One of the most stomach-turning stories to come out of City Hall in 2018 was the Interstate-30 bridge debacle.

The demure sister bridge of the Santiago Calatrava-designed Margaret Hunt Hill, the Margaret McDermott Bridge opened to carry traffic across the Trinity River on Interstate 30 in 2013.

That was all fine, but then parallel bike and pedestrian lanes never opened, although they appeared to be finished.

Roadblocks with stern signs warned against trespassing on the pedestrian bridges, but neither the city nor the Texas Department of Transportation would explain the delay.

As it turns out, there’s a major engineering problem with decks designed to hold those lanes.

The Dallas Observer uncovered documents in January 2018 that revealed City Council’s choice to use “value engineering” to save money on building the $115-million bridge had resulted in flaws that could potentially cause the pedestrian decks to fail.

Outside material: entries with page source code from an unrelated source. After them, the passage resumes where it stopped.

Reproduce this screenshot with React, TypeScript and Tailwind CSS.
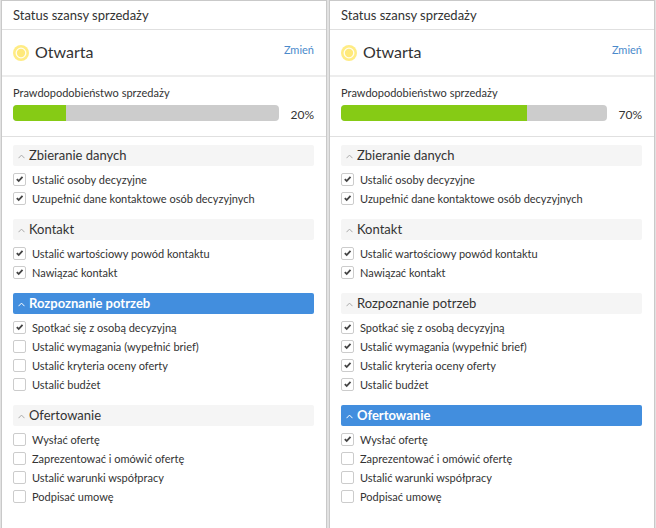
import React from "react";
import clsx from "clsx";

type Step = { label: string; done?: boolean };
type Stage = { title: string; active?: boolean; steps: Step[] };

// first `done` steps are ticked, `active` is the stage in progress
function buildStages(done: number, active: number): Stage[] {
    const stages = [
        { title: "Zbieranie danych", steps: ["Ustalić osoby decyzyjne", "Uzupełnić dane kontaktowe osób decyzyjnych"] },
        { title: "Kontakt", steps: ["Ustalić wartościowy powód kontaktu", "Nawiązać kontakt"] },
        { title: "Rozpoznanie potrzeb", steps: ["Spotkać się z osobą decyzyjną", "Ustalić wymagania (wypełnić brief)", "Ustalić kryteria oceny oferty", "Ustalić budżet"] },
        { title: "Ofertowanie", steps: ["Wysłać ofertę", "Zaprezentować i omówić ofertę", "Ustalić warunki współpracy", "Podpisać umowę"] },
    ];
    let n = 0;
    return stages.map((stage, i) => ({
        title: stage.title,
        active: i === active,
        steps: stage.steps.map(label => ({ label, done: n++ < done })),
    }));
}

function StepRow({ label, done }: Step) {
    return (
        <li>
            <label className="flex h-[19px] items-center gap-1.5 text-[11px]">
                <span className="grid shrink-0">
                    <input type="checkbox" defaultChecked={done} className="peer col-start-1 row-start-1 size-[13px] appearance-none rounded-xs border border-[#ccc] bg-white" />
                    <svg viewBox="0 0 13 13" className="pointer-events-none invisible col-start-1 row-start-1 size-[13px] peer-checked:visible" fill="none" stroke="#444" strokeWidth="1.8">
                        <path d="M3.8 6.2 5.7 8 9.5 3.9" />
                    </svg>
                </span>
                <span className="pt-0.5">{label}</span>
            </label>
        </li>
    );
}

function StageGroup({ title, active, steps }: Stage) {
    const [open, setOpen] = React.useState(true);

    return (
        <section>
            <button
                type="button"
                aria-expanded={open}
                onClick={() => setOpen(!open)}
                className={clsx(
                    "flex h-[21px] w-full items-center gap-1 rounded-xs px-[5px] pt-px text-left text-[13px]",
                    active ? "bg-[#428ede] font-bold text-white" : "bg-[#f5f5f5]"
                )}
            >
                <svg viewBox="0 0 7 5" className={clsx("h-[5px] w-[7px]", active ? "text-white" : "text-[#aaa]", !open && "rotate-180")} fill="none" stroke="currentColor">
                    <path d="M.5 4.2 3.5 1.1 6.5 4.2" />
                </svg>
                {title}
            </button>
            {open && (
                <ul className="mt-1">
                    {steps.map(step => <StepRow key={step.label} {...step} />)}
                </ul>
            )}
        </section>
    );
}

function DealPanel({ percent, stages }: { percent: number; stages: Stage[] }) {
    return (
        <article className="min-w-0 flex-1 border-x border-t border-[#c9c9c9] bg-white">
            <h2 className="flex h-[29px] items-center border-b border-[#e0e0e0] pt-0.5 pr-3 pl-[11px] text-[13px]">Status szansy sprzedaży</h2>
            <div className="flex h-[47px] items-center gap-1.5 border-b-2 border-[#ededed] pr-3 pl-[11px]">
                <svg viewBox="0 0 16 16" className="size-4">
                    <circle cx="8" cy="8" r="8" fill="#ffec84" />
                    <circle cx="8" cy="8" r="4.8" fill="#ffe97a" stroke="#fffdf0" strokeWidth="1.3" />
                </svg>
                <strong className="pb-0.5 text-base font-normal">Otwarta</strong>
                <a href="#zmien" className="ml-auto pb-1 text-[11px] text-[#4a8acb]">Zmień</a>
            </div>
            <div className="h-[60px] border-b border-[#e0e0e0] pt-2 pr-3 pl-[11px]">
                <p className="text-[11px] leading-4">Prawdopodobieństwo sprzedaży</p>
                <div className="mt-1 flex items-start">
                    <div role="progressbar" aria-label="Prawdopodobieństwo sprzedaży" aria-valuenow={percent} className="h-4 flex-1 overflow-hidden rounded-sm bg-[#ccc]">
                        <div className="h-full bg-[#86cb15]" style={{ width: `${percent}%` }} />
                    </div>
                    <span className="w-[35px] pt-0.5 text-right text-xs leading-4">{percent}%</span>
                </div>
            </div>
            <div className="flex flex-col gap-[11px] pt-2 pr-3 pb-5 pl-[11px]">
                {stages.map(stage => <StageGroup key={stage.title} {...stage} />)}
            </div>
        </article>
    );
}

export default function App() {
    return (
        <main className="flex min-h-screen gap-0.5 bg-[#e2e2e2] px-px font-[Lato,'Noto_Sans',sans-serif] text-[#333]">
            <DealPanel percent={20} stages={buildStages(5, 2)} />
            <DealPanel percent={70} stages={buildStages(9, 3)} />
        </main>
    );
}
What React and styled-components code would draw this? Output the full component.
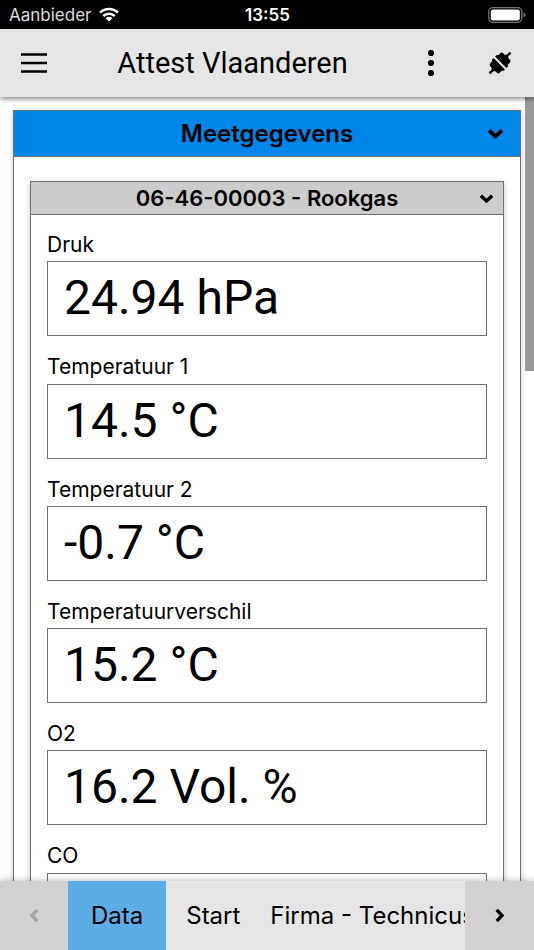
import React from "react";
import styled, { createGlobalStyle } from "styled-components";

const GlobalStyle = createGlobalStyle`
  *, *::before, *::after { box-sizing: border-box; }
  body {
    margin: 0;
    background: #fff;
    color: #000;
    font-family: Inter, "Liberation Sans", sans-serif;
  }
  button, input { font: inherit; color: inherit; }
`;

const displayFont = `Roboto, "Liberation Sans", sans-serif`;

const Screen = styled.div`
  display: flex;
  flex-direction: column;
  height: 100vh;
  overflow: hidden;
`;

const StatusBar = styled.div`
  flex: none;
  display: grid;
  grid-template-columns: 1fr auto 1fr;
  align-items: center;
  height: 29px;
  padding: 0 8px 0 9px;
  background: #000;
  color: #fff;
  font-size: 17px;
`;

const Carrier = styled.div`
  display: flex;
  align-items: center;
  gap: 8px;
  color: #dcdcdc;
`;

const Clock = styled.time`
  font-weight: 600;
`;

const Battery = styled.svg`
  justify-self: end;
`;

const AppBar = styled.header`
  flex: none;
  position: relative;
  z-index: 1;
  display: grid;
  grid-template-columns: 68px 1fr 68px 69px;
  align-items: stretch;
  height: 68px;
  background: #e5e5e5;
  box-shadow: 0 1px 6px rgba(0, 0, 0, 0.6);
`;

const IconButton = styled.button`
  display: flex;
  align-items: center;
  justify-content: center;
  padding: 0;
  border: 0;
  background: none;
`;

const Title = styled.h1`
  margin: 0;
  align-self: center;
  text-align: center;
  font-family: ${displayFont};
  font-size: 29px;
  font-weight: 400;
  white-space: nowrap;
`;

const Body = styled.div`
  flex: 1;
  min-height: 0;
  display: grid;
  grid-template-columns: 1fr 9px;
`;

const Content = styled.main`
  min-width: 0;
  overflow: hidden;
  padding: 13px 4px 0 13px;
`;

const ScrollTrack = styled.div`
  height: 100%;
`;

const ScrollThumb = styled.div`
  height: 35%;
  background: #999;
`;

const Panel = styled.section`
  border: 1px solid #707070;
  background: #fff;
  box-shadow: 0 2px 6px rgba(0, 0, 0, 0.22);
`;

const PanelHeader = styled.button`
  display: grid;
  grid-template-columns: 32px 1fr 32px;
  align-items: center;
  justify-items: center;
  width: 100%;
  height: ${(p) => (p.$primary ? 46 : 33)}px;
  padding: 0 ${(p) => (p.$primary ? 9 : 1)}px;
  border: 0;
  border-bottom: 1px solid #707070;
  background: ${(p) => (p.$primary ? "#0086e8" : "#ccc")};
  font-size: ${(p) => (p.$primary ? 24 : 22)}px;
  font-weight: 600;
`;

const PanelTitle = styled.span`
  grid-column: 2;
`;

const PanelBody = styled.div`
  padding: 24px 16px;
`;

const FieldList = styled.div`
  display: flex;
  flex-direction: column;
  gap: 17px;
  padding: 16px 16px 24px;
`;

const Field = styled.div`
  display: flex;
  flex-direction: column;
  gap: 3px;
`;

const FieldLabel = styled.label`
  font-size: 21px;
  line-height: 1.3;
`;

const FieldValue = styled.input`
  width: 100%;
  height: 75px;
  padding: 0 16px 2px;
  border: 1px solid #707070;
  border-radius: 0;
  background: #fff;
  && { font-family: ${displayFont}; }
  font-size: 48px;
  outline: none;
`;

const TabBar = styled.nav`
  flex: none;
  position: relative;
  z-index: 1;
  display: grid;
  grid-template-columns: 68px 1fr 69px;
  height: 69px;
  background: #e5e5e5;
  box-shadow: 0 0 7px rgba(0, 0, 0, 0.3);
`;

const Pager = styled(IconButton)`
  background: #d2d2d2;
  color: #000;
  &:disabled { color: #a5a5a5; }
`;

const Tabs = styled.div`
  display: flex;
  min-width: 0;
  overflow: hidden;
`;

const Tab = styled.button`
  flex: none;
  padding: 0 ${(p) => (p.$active ? 23 : 20)}px;
  margin-right: ${(p) => (p.$active ? 0 : -10)}px;
  border: 0;
  background: ${(p) => (p.$active ? "#5cace5" : "transparent")};
  font-size: 24px;
  white-space: nowrap;
`;

const Chevron = ({ size = 16, turn = 0 }) => (
  <svg width={size} height={size} viewBox="0 0 16 16" aria-hidden="true">
    <path
      d="M2 5 8 10.700l6-5.700"
      transform={`rotate(${turn} 8 8)`}
      fill="none"
      stroke="currentColor"
      strokeWidth="3.600"
    />
  </svg>
);

const WifiIcon = () => (
  <svg width="20" height="15" viewBox="0 0 20 15" aria-hidden="true">
    <g fill="none" stroke="#fff" strokeWidth="2.500">
      <path d="M1.100 5.600a12.700 12.700 0 0 1 17.800 0" />
      <path d="M4.300 9a8.200 8.200 0 0 1 11.400 0" />
    </g>
    <path d="M10 14.600 6.500 11.200a5 5 0 0 1 7 0z" fill="#fff" />
  </svg>
);

const PlugIcon = () => (
  <svg width="26" height="26" viewBox="0 0 26 26" aria-hidden="true">
    <g transform="rotate(45 13 13)">
      <path d="M5 11.900h16V9.200h-1.200V6.200q0-2.400-2.400-2.400h-1.800L14.200 2.400V-1.800h-2.400v4.200L10.400 3.800H8.600q-2.400 0-2.400 2.400v3H5z" />
      <path d="M5 14.100h16v2.700h-1.200v3q0 2.400-2.400 2.400h-1.800l-1.400 1.400v4.200h-2.400v-4.200l-1.400-1.400H8.600q-2.400 0-2.400-2.400v-3H5z" />
    </g>
  </svg>
);

const readings = [
  { id: "druk", label: "Druk", value: "24.94 hPa" },
  { id: "temp1", label: "Temperatuur 1", value: "14.5 °C" },
  { id: "temp2", label: "Temperatuur 2", value: "-0.7 °C" },
  { id: "verschil", label: "Temperatuurverschil", value: "15.2 °C" },
  { id: "o2", label: "O2", value: "16.2 Vol. %" },
  { id: "co", label: "CO", value: "" },
];

const tabs = ["Data", "Start", "Firma - Technicus"];

export default function App() {
  return (
    <Screen>
      <GlobalStyle />
      <StatusBar>
        <Carrier>
          Aanbieder
          <WifiIcon />
        </Carrier>
        <Clock>13:55</Clock>
        <Battery width="38" height="16" viewBox="0 0 38 16" aria-hidden="true">
          <rect x="0.800" y="0.700" width="33" height="14.600" rx="4" fill="none" stroke="#777" strokeWidth="1.300" />
          <rect x="2.800" y="2.500" width="29" height="11" rx="2" fill="#fff" />
          <path d="M35.500 5.500q2 .8 2 2.500t-2 2.500z" fill="#777" />
        </Battery>
      </StatusBar>

      <AppBar>
        <IconButton aria-label="Menu">
          <svg width="26" height="20" viewBox="0 0 26 20" aria-hidden="true">
            <path d="M0 1.500h26M0 10h26M0 18.500h26" stroke="#000" strokeWidth="2.600" />
          </svg>
        </IconButton>
        <Title>Attest Vlaanderen</Title>
        <IconButton aria-label="Meer">
          <svg width="8" height="28" viewBox="0 0 8 28" aria-hidden="true">
            <circle cx="4" cy="4" r="3.100" />
            <circle cx="4" cy="14" r="3.100" />
            <circle cx="4" cy="24" r="3.100" />
          </svg>
        </IconButton>
        <IconButton aria-label="Verbinding">
          <PlugIcon />
        </IconButton>
      </AppBar>

      <Body>
        <Content>
          <Panel>
            <PanelHeader $primary aria-expanded="true">
              <PanelTitle>Meetgegevens</PanelTitle>
              <Chevron size={17} />
            </PanelHeader>
            <PanelBody>
              <Panel>
                <PanelHeader aria-expanded="true">
                  <PanelTitle>06-46-00003 - Rookgas</PanelTitle>
                  <Chevron size={15} />
                </PanelHeader>
                <FieldList>
                  {readings.map((r) => (
                    <Field key={r.id}>
                      <FieldLabel htmlFor={r.id}>{r.label}</FieldLabel>
                      <FieldValue id={r.id} type="text" readOnly value={r.value} />
                    </Field>
                  ))}
                </FieldList>
              </Panel>
            </PanelBody>
          </Panel>
        </Content>
        <ScrollTrack>
          <ScrollThumb />
        </ScrollTrack>
      </Body>

      <TabBar>
        <Pager disabled aria-label="Vorige">
          <Chevron size={15} turn={90} />
        </Pager>
        <Tabs>
          {tabs.map((name, i) => (
            <Tab key={name} $active={i === 0}>
              {name}
            </Tab>
          ))}
        </Tabs>
        <Pager aria-label="Volgende">
          <Chevron size={15} turn={-90} />
        </Pager>
      </TabBar>
    </Screen>
  );
}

In the spring of 2016, engineers had found that rods used to adjust suspension cables supporting the pedestrian decks had cracked from being blown around in strong wind. The cables support only the pedestrian part of the bridge, not car traffic.

Fixing the westbound lanes could cost about $500,000 and take about six months to fix. The eastbound lanes could cost more than a year and a half and $10 million.

They remain closed.

YOU’LL NEVER HEAR SURF MUSIC AGAIN

Summer was canceled in 2017 when it was announced that Oak Cliff’s beloved snow cone stand, Aunt Stelle’s, would not open for the season.

We waited to see if she would return for 2018, but no.

Husband-and-wife owners Lee Albert and Ed Schwartz and their business partner Mark Harris decided to call it quits.

Albert’s mother, Estelle Williams, opened the stand in 1962. Utilizing the ice-shaving machine that Albert’s dad fabricated, Aunt Stelle’s at one time was open year-round from morning ’til night.

But they started scaling back their hours about 10 years ago until they were open half days only on the weekend and only in the summertime.

Albert told the Advocate in 2010 that the business is too personal to sell. Their daughter has a career in academia, and they had no one else to whom they could hand it down.

Summer days are long and fleeting, and Aunt Stelle’s is just a memory.

In the summer of 2018, Aunt Stelle’s reopened for one day. There were no snow cones. But the owners arrived to say goodbye to customers and sell off remaining merchandise.

The building, on Clarendon at Marlborough, is expected to go up for sale late this year.